Even if you are not super wealthy there are many benefits to setting up a living trust. A living trust is a document set up by an estate attorney to help you manage your assets, including property while you are alive and names a trustee to act on your behalf to carry out your instructions, if you become incapable of caring for yourself or pass away. Here are a few of the top reasons why you should set up a trust.

Avoids Probate- A trust allows your heirs to bypass probate which can be a lengthy process and your estate can be charged up to 5% in probate fees. This can mean a substantial savings in time, legal fees and paperwork.

Protection Against Disputes- Unfortunately there may be someone who is unhappy with the way you have instructed to have your assets distributed. A trust is harder to contest than a will is because they have to be able to prove that you were under undue pressure or influence in setting up the trust which is nearly impossible.

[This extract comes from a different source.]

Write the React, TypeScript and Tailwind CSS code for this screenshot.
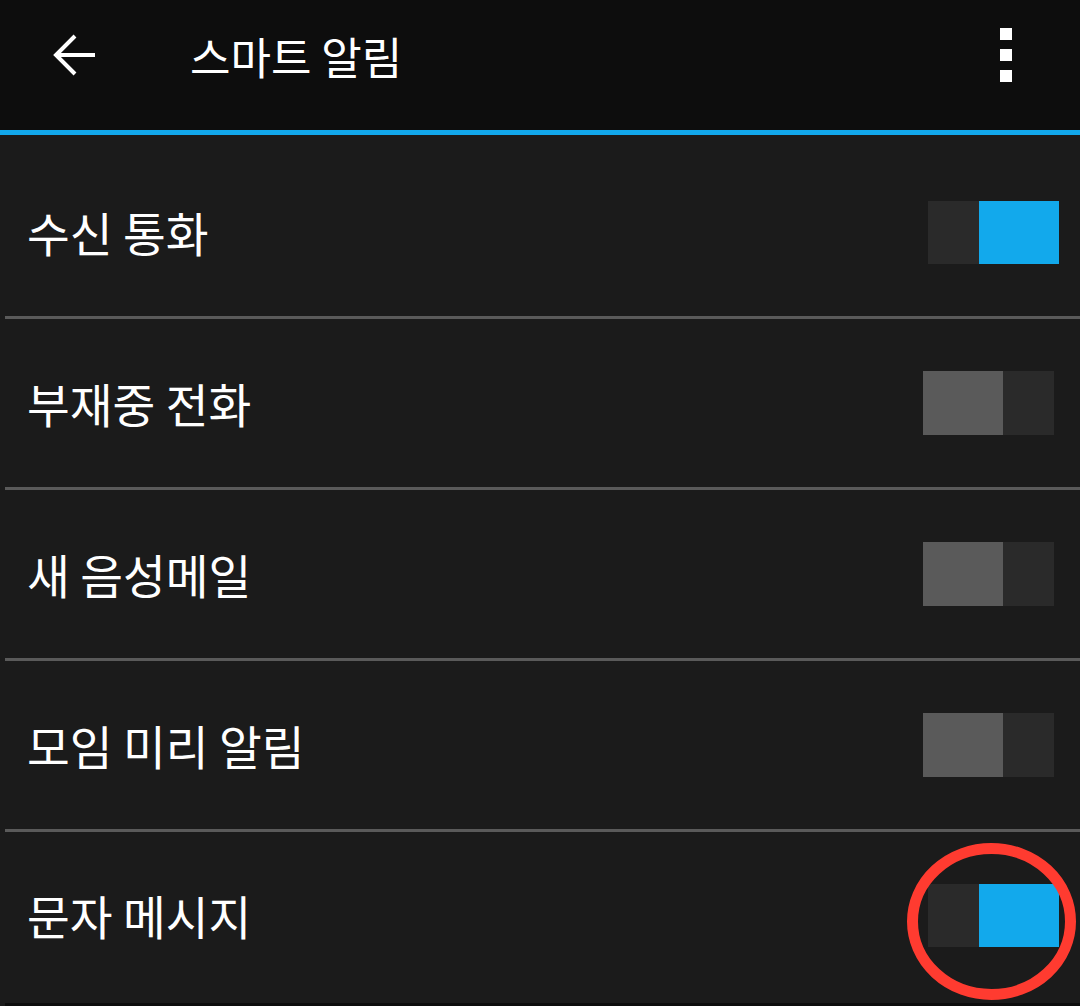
import React from "react";

const items = [
  { label: "수신 통화", on: true },
  { label: "부재중 전화", on: false },
  { label: "새 음성메일", on: false },
  { label: "모임 미리 알림", on: false },
  { label: "문자 메시지", on: true },
];

function Toggle({ on }: { on: boolean }) {
  if (on) {
    return (
      <div className="flex h-[63px] w-[131px] mr-[21px]">
        <div className="w-[51px] bg-[#2a2a2a]" />
        <div className="flex-1 bg-[#12a9ec]" />
      </div>
    );
  }
  return (
    <div className="flex h-[64px] w-[131px] mr-[26px]">
      <div className="w-[80px] bg-[#5a5a5a]" />
      <div className="flex-1 bg-[#2a2a2a]" />
    </div>
  );
}

export default function App() {
  return (
    <div
      className="relative w-[1080px] h-[1006px] overflow-hidden bg-[#1b1b1b] text-white"
      style={{ fontFamily: '"Noto Sans CJK KR", "Noto Sans", sans-serif' }}
    >
      {/* header */}
      <div className="flex items-center h-[130px] pb-[16px] bg-[#0d0d0d]">
        <svg width="46" height="46" viewBox="0 0 46 46" className="ml-[51px] mb-[4px]">
          <path d="M44 23H5 M24 4 L5 23 L24 42" fill="none" stroke="white" strokeWidth="4" />
        </svg>
        <div className="ml-[93px] text-[44px] leading-none mb-[2px]">스마트 알림</div>
        <div className="ml-auto mr-[68px] flex flex-col gap-[9px] mb-[4px]">
          <div className="w-[12px] h-[12px] bg-white" />
          <div className="w-[12px] h-[12px] bg-white" />
          <div className="w-[12px] h-[12px] bg-white" />
        </div>
      </div>
      <div className="h-[5px] bg-[#12a8ec]" />

      {/* list */}
      <div className="pt-[13px]">
        {items.map((it, i) => (
          <div key={i}>
            <div className={`flex items-center justify-between ${i === 4 ? "h-[171px] pb-[4px]" : "h-[168px]"}`}>
              <div className="pl-[27px] text-[46.5px] leading-none">{it.label}</div>
              <Toggle on={it.on} />
            </div>
            {i < 4 && <div className="ml-[5px] h-[3px] bg-[#5a5a5a]" />}
          </div>
        ))}
        <div className="ml-[5px] h-[6px] bg-[#0d0d0d]" />
      </div>

      {/* red annotation circle */}
      <svg className="absolute left-[907px] top-[843px]" width="169" height="157" viewBox="0 0 169 157">
        <ellipse cx="84.5" cy="78.5" rx="79" ry="73" fill="none" stroke="#ff3b30" strokeWidth="11" />
      </svg>
    </div>
  );
}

Flexibility- Trusts offer more flexibility in how you can distribute the funds. In the case where you may have minor children you can specify how the money is spent and when they would have full rights to the funds.

Avoids Estate Taxes- A trust can provide a way to avoid or reduce estate taxes because assets and property placed into a trust are not subject to these taxes.

Minimizes Family Conflicts- You can specifically detail exact items and monetary distributions to be given to each beneficiary. This helps to curtail any of the “who gets what” problems that may arise with family members.

Privacy- Trusts, unlike wills, are private because they do not go through probate. This means your assets and who you leave them to are kept private.